コロナ禍でお店の運営以外に物販や通販も始めましたが、会計の仕事の知識が役立つ場面も出て来ました。当時の苦労が、今猫のためになっていると思うと、頑張っておいてよかったなと思います。

Q3:今後どのようなことをしていきたいと思っていますか?

「保護猫って可愛いんだよ」と、もっともっと伝えていきたいです。
私も保護猫は出会うまでは、「人馴れしてなさそう」「病気がありそう」「汚そう」「野良猫なのかな」と思っていました。でも、実際の保護猫は、シャンプーされたきれいな毛並みで、病院の検査も定期的に受けているので安心です。私に限らず、世間的に見てもそういうイメージを持たれている方も少なくありません。このギャップを埋めるきっかけになるようなイベントを開催できたらと思います。
また、せっかく保護猫の譲渡会に来ていただいても、譲渡条件の厳しさが大きな弊害となっています。もっと保護猫カフェの存在を広めて、譲渡会以外でも保護猫と会う機会を増やしていきたいです。
そして、猫カフェに「もっと気軽に」来てもらいたいですね。猫カフェが初めて方にとっては、猫カフェに入ること自体、少し勇気がいるかもしれません。オンライン猫カフェもできるかもしれませんし、もっとお店に個性を出したらどうかなど、わくわくしながらアイディアを考えています。

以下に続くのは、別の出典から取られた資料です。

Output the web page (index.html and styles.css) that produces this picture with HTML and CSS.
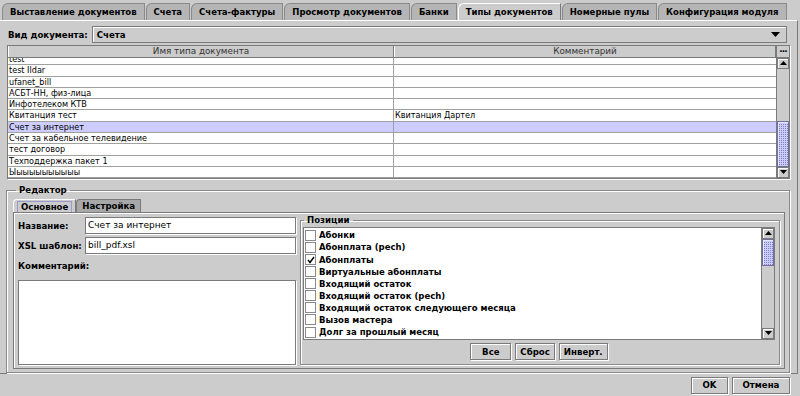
FILE: index.html
```html
<!DOCTYPE html>
<html lang="ru">
<head>
  <meta charset="UTF-8" />
  <title>Типы документов</title>
  <link rel="stylesheet" href="styles.css">
</head>
<body>
  <div class="window">
    <div class="tabs">
      <div class="tab">Выставление документов</div>
      <div class="tab">Счета</div>
      <div class="tab">Счета-фактуры</div>
      <div class="tab">Просмотр документов</div>
      <div class="tab">Банки</div>
      <div class="tab active">Типы документов</div>
      <div class="tab">Номерные пулы</div>
      <div class="tab">Конфигурация модуля</div>
    </div>

    <div class="pane">
      <div class="doc-row">
        <span class="lbl">Вид документа:</span>
        <div class="combo">
          <span>Счета</span>
          <svg class="combo-arrow" width="9" height="6" viewBox="0 0 9 6"><path d="M0 0h9L4.5 5z" fill="#000"/></svg>
        </div>
      </div>

      <div class="table-wrap">
        <div class="grid">
          <div class="thead">
            <div class="th name">Имя типа документа</div>
            <div class="th">Комментарий</div>
          </div>
          <div class="tbody">
            <div class="rows">
              <div class="tr"><div class="td name">test</div><div class="td"></div></div>
              <div class="tr"><div class="td name">test Ildar</div><div class="td"></div></div>
              <div class="tr"><div class="td name">ufanet_bill</div><div class="td"></div></div>
              <div class="tr"><div class="td name">АСБТ-НН, физ-лица</div><div class="td"></div></div>
              <div class="tr"><div class="td name">Инфотелеком КТВ</div><div class="td"></div></div>
              <div class="tr"><div class="td name">Квитанция тест</div><div class="td">Квитанция Дартел</div></div>
              <div class="tr selected"><div class="td name">Счет за интернет</div><div class="td"></div></div>
              <div class="tr"><div class="td name">Счет за кабельное телевидение</div><div class="td"></div></div>
              <div class="tr"><div class="td name">тест договор</div><div class="td"></div></div>
              <div class="tr"><div class="td name">Техподдержка пакет 1</div><div class="td"></div></div>
              <div class="tr"><div class="td name">Ыыыыыыыыыыы</div><div class="td"></div></div>
            </div>
          </div>
        </div>
        <div class="side">
          <div class="corner">...</div>
          <div class="vscroll">
            <div class="sb-btn"><svg width="7" height="5" viewBox="0 0 7 5"><path d="M3.5 0L7 4H0z" fill="#000"/></svg></div>
            <div class="track main-track"><div class="thumb"></div></div>
            <div class="sb-btn"><svg width="7" height="5" viewBox="0 0 7 5"><path d="M0 0h7L3.5 4z" fill="#000"/></svg></div>
          </div>
        </div>
      </div>

      <fieldset class="group editor">
        <legend>Редактор</legend>
        <div class="subtabs">
          <div class="subtab active"><span class="focus">Основное</span></div>
          <div class="subtab">Настройка</div>
        </div>
        <div class="subpane">
          <div class="left">
            <div class="field-row">
              <span class="lbl">Название:</span>
              <div class="input">Счет за интернет</div>
            </div>
            <div class="field-row">
              <span class="lbl">XSL шаблон:</span>
              <div class="input">bill_pdf.xsl</div>
            </div>
            <div class="lbl comment-lbl">Комментарий:</div>
            <div class="textarea"></div>
          </div>

          <fieldset class="group positions">
            <legend>Позиции</legend>
            <div class="list-wrap">
              <div class="list">
                <div class="item"><span class="box"></span>Абонки</div>
                <div class="item"><span class="box"></span>Абонплата (pech)</div>
                <div class="item"><span class="box"><svg width="8" height="8" viewBox="0 0 8 8"><path d="M1 4l2 2.5L7 1" stroke="#000" stroke-width="1.4" fill="none"/></svg></span>Абонплаты</div>
                <div class="item"><span class="box"></span>Виртуальные абонплаты</div>
                <div class="item"><span class="box"></span>Входящий остаток</div>
                <div class="item"><span class="box"></span>Входящий остаток (pech)</div>
                <div class="item"><span class="box"></span>Входящий остаток следующего месяца</div>
                <div class="item"><span class="box"></span>Вызов мастера</div>
                <div class="item"><span class="box"></span>Долг за прошлый месяц</div>
                <div class="item"><span class="box"></span>Зарезервировано</div>
              </div>
              <div class="vscroll">
                <div class="sb-btn"><svg width="7" height="5" viewBox="0 0 7 5"><path d="M3.5 0L7 4H0z" fill="#000"/></svg></div>
                <div class="track list-track"><div class="thumb"></div></div>
                <div class="sb-btn"><svg width="7" height="5" viewBox="0 0 7 5"><path d="M0 0h7L3.5 4z" fill="#000"/></svg></div>
              </div>
            </div>
            <div class="list-buttons">
              <button class="btn all">Все</button>
              <button class="btn">Сброс</button>
              <button class="btn">Инверт.</button>
            </div>
          </fieldset>
        </div>
      </fieldset>
    </div>

    <div class="footer">
      <button class="btn ok">OK</button>
      <button class="btn cancel">Отмена</button>
    </div>
  </div>
</body>
</html>
```
FILE: styles.css
```css
body {
  margin: 0;
  background: #cccccc;
  font-family: "DejaVu Sans", sans-serif;
  font-size: 9px;
  color: #000;
}

.window {
  width: 800px;
  height: 396px;
  display: flex;
  flex-direction: column;
  overflow: hidden;
}

.lbl {
  font-weight: bold;
  font-size: 8.6px;
  color: #000;
}

/* top tabs */
.tabs {
  display: flex;
  height: 17px;
  margin-top: 3px;
  padding-left: 2px;
  gap: 1px;
}

.tab {
  font-weight: bold;
  font-size: 8.5px;
  height: 16px;
  line-height: 17px;
  padding: 0 7px;
  background: #b5b5b5;
  border: 1px solid #8a8a8a;
  border-bottom: none;
  border-top-left-radius: 6px;
  white-space: nowrap;
}

.tab.active {
  background: #cccccc;
  border-color: #ffffff #7a7a7a #cccccc #ffffff;
  height: 17px;
}

/* main pane */
.pane {
  box-sizing: border-box;
  height: 354px;
  border-top: 1px solid #ffffff;
  border-right: 1px solid #7a7a7a;
  border-bottom: 1px solid #7a7a7a;
  margin-right: 2px;
  padding: 5px 7px 2px 6px;
  display: flex;
  flex-direction: column;
}

.doc-row {
  display: flex;
  align-items: center;
  gap: 4px;
  height: 17px;
  padding-left: 2px;
}

.combo {
  flex: 1;
  height: 15px;
  margin-right: 3px;
  border: 1px solid #7a7a7a;
  box-shadow: inset 1px 1px #ffffff;
  display: flex;
  align-items: center;
  justify-content: space-between;
  padding: 0 6px 0 4px;
  font-weight: bold;
  font-size: 8.6px;
}

/* document type table */
.table-wrap {
  margin-top: 2px;
  margin-left: 1px;
  height: 133px;
  border: 1px solid #7a7a7a;
  box-shadow: 1px 1px #ffffff;
  display: flex;
}

.grid {
  flex: 1;
  display: flex;
  flex-direction: column;
}

.thead {
  display: flex;
  height: 11px;
  border-bottom: 1px solid #7a7a7a;
  background: #cccccc;
}

.th {
  flex: 1;
  text-align: center;
  font-size: 8.8px;
  line-height: 11px;
  color: #333333;
  border-left: 1px solid #ffffff;
  border-right: 1px solid #7a7a7a;
}

.tbody {
  flex: 1;
  background: #ffffff;
  overflow: hidden;
}

.rows {
  margin-top: -4px;
}

.tr {
  display: flex;
  height: 10.3px;
  border-bottom: 1px solid #a0a0a0;
}

.tr.selected {
  background: #ccccff;
}

.td {
  flex: 1;
  font-size: 8.1px;
  line-height: 11px;
  padding-left: 1px;
  white-space: nowrap;
  overflow: hidden;
}

.td.name {
  border-right: 1px solid #a0a0a0;
}

.th.name, .td.name {
  flex: 0 0 384px;
}

.side {
  width: 12px;
  display: flex;
  flex-direction: column;
  border-left: 1px solid #7a7a7a;
}

.corner {
  height: 11px;
  border-bottom: 1px solid #7a7a7a;
  font-weight: bold;
  line-height: 6px;
  text-align: center;
  letter-spacing: -1px;
}

.vscroll {
  flex: 1;
  width: 12px;
  display: flex;
  flex-direction: column;
  background: #cccccc;
}

.sb-btn {
  box-sizing: border-box;
  height: 11px;
  border: 1px solid #7a7a7a;
  box-shadow: inset 1px 1px #ffffff;
  display: flex;
  align-items: center;
  justify-content: center;
}

.track {
  flex: 1;
  display: flex;
  flex-direction: column;
}

.thumb {
  background-color: #ccccff;
  background-image: conic-gradient(#8080b8 25%, transparent 0);
  background-size: 2px 2px;
  border: 1px solid #6f6fa0;
  box-shadow: inset 1px 1px #e6e6ff;
  box-sizing: border-box;
}

.main-track {
  padding-top: 52px;
}

.main-track .thumb {
  flex: 1;
}

.list-track .thumb {
  height: 27px;
}

/* editor group */
.group {
  border: 1px solid #8a8a8a;
  box-shadow: inset 1px 1px #ffffff, 1px 1px #ffffff;
  margin: 0;
  padding: 0;
}

.group legend {
  font-weight: bold;
  font-size: 8.6px;
  padding: 0 3px;
  margin-left: 3px;
}

.editor {
  margin-top: 6px;
  flex: 1;
  display: flex;
  flex-direction: column;
  padding: 0 4px 3px 6px;
}

.subtabs {
  display: flex;
  height: 13px;
  margin-top: 4px;
}

.subtab {
  font-weight: bold;
  font-size: 8.6px;
  padding: 0 5px;
  line-height: 13px;
  background: #a8a8a8;
  border: 1px solid #7a7a7a;
  border-bottom: none;
  border-top-left-radius: 4px;
}

.subtab.active {
  background: #cccccc;
  border-color: #ffffff #7a7a7a #cccccc #ffffff;
  padding: 1px 3px 0;
}

.subtab .focus {
  display: block;
  line-height: 10px;
  padding: 0 3px;
  border: 1px solid #9999cc;
}

.subpane {
  flex: 1;
  border: 1px solid #7a7a7a;
  box-shadow: inset 1px 1px #ffffff;
  display: flex;
  gap: 4px;
  padding: 4px 4px 3px 4px;
}

.left {
  width: 278px;
  display: flex;
  flex-direction: column;
}

.field-row {
  display: flex;
  align-items: center;
  height: 17px;
  margin-bottom: 3px;
}

.field-row .lbl {
  width: 67px;
}

.input {
  flex: 1;
  height: 15px;
  line-height: 15px;
  background: #ffffff;
  border: 1px solid #7a7a7a;
  box-shadow: 1px 1px #ffffff;
  padding-left: 2px;
}

.comment-lbl {
  margin-top: 4px;
  height: 19px;
}

.textarea {
  flex: 1;
  background: #ffffff;
  border: 1px solid #7a7a7a;
  box-shadow: 1px 1px #ffffff;
}

.positions {
  flex: 1;
  padding: 2px 4px 4px 2px;
  display: flex;
  flex-direction: column;
  margin-top: -2px;
}

.positions legend {
  margin-left: 1px;
}

.list-wrap {
  height: 111px;
  border: 1px solid #7a7a7a;
  background: #ffffff;
  display: flex;
}

.list {
  flex: 1;
  overflow: hidden;
  padding-top: 1px;
}

.item {
  display: flex;
  align-items: center;
  gap: 3px;
  height: 12.1px;
  font-weight: bold;
  font-size: 8.5px;
  padding-left: 1px;
  white-space: nowrap;
}

.box {
  width: 9px;
  height: 9px;
  border: 1px solid #8a8a8a;
  background: #ffffff;
  display: flex;
  align-items: center;
  justify-content: center;
}

.list-wrap .vscroll {
  flex: 0 0 12px;
  border-left: 1px solid #7a7a7a;
}

.list-buttons {
  display: flex;
  justify-content: center;
  gap: 4px;
  margin-top: 3px;
}

.btn {
  font-family: "DejaVu Sans", sans-serif;
  font-size: 8.6px;
  font-weight: bold;
  height: 17px;
  padding: 0 4px;
  background: #cccccc;
  border: 1px solid #7a7a7a;
  box-shadow: inset 1px 1px #ffffff, 1px 1px #ffffff;
  color: #000;
}

.btn.all {
  width: 41px;
}

.footer {
  flex: 1;
  display: flex;
  justify-content: flex-end;
  align-items: center;
  gap: 4px;
  padding-right: 10px;
}

.btn.ok {
  width: 37px;
}

.btn.cancel {
  width: 58px;
}
```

Q4:その活動をおこなうことで誰にどのようにハッピーになってもらいたいですか?また、伝えたいメッセージはありますか?

一番は猫のため、そして猫の周りの方々にもハッピーになってもらいたいです。特に子どもたちや若い世代に保護猫をメジャーに感じてもらうことで、だんだんと次の世代にと繋がっていくと思います。
以前、お店によく遊びに来てくれていた小学5年生の女の子がいました。保護猫を飼いたくてもご両親に反対されてししまっていたのですが、保護猫を迎えるデメリット、そしてデメリットに対する覚悟や保護猫の社会的意義までプレゼンし、無事に保護猫をお迎えしてくれたことがありました。
こんなふうに、保護猫に対する価値観を正しく認識してもらうことが大事だと思っています。そして、猫を飼っていることが当たり前で、共存できるような社会になってほしいと願っています。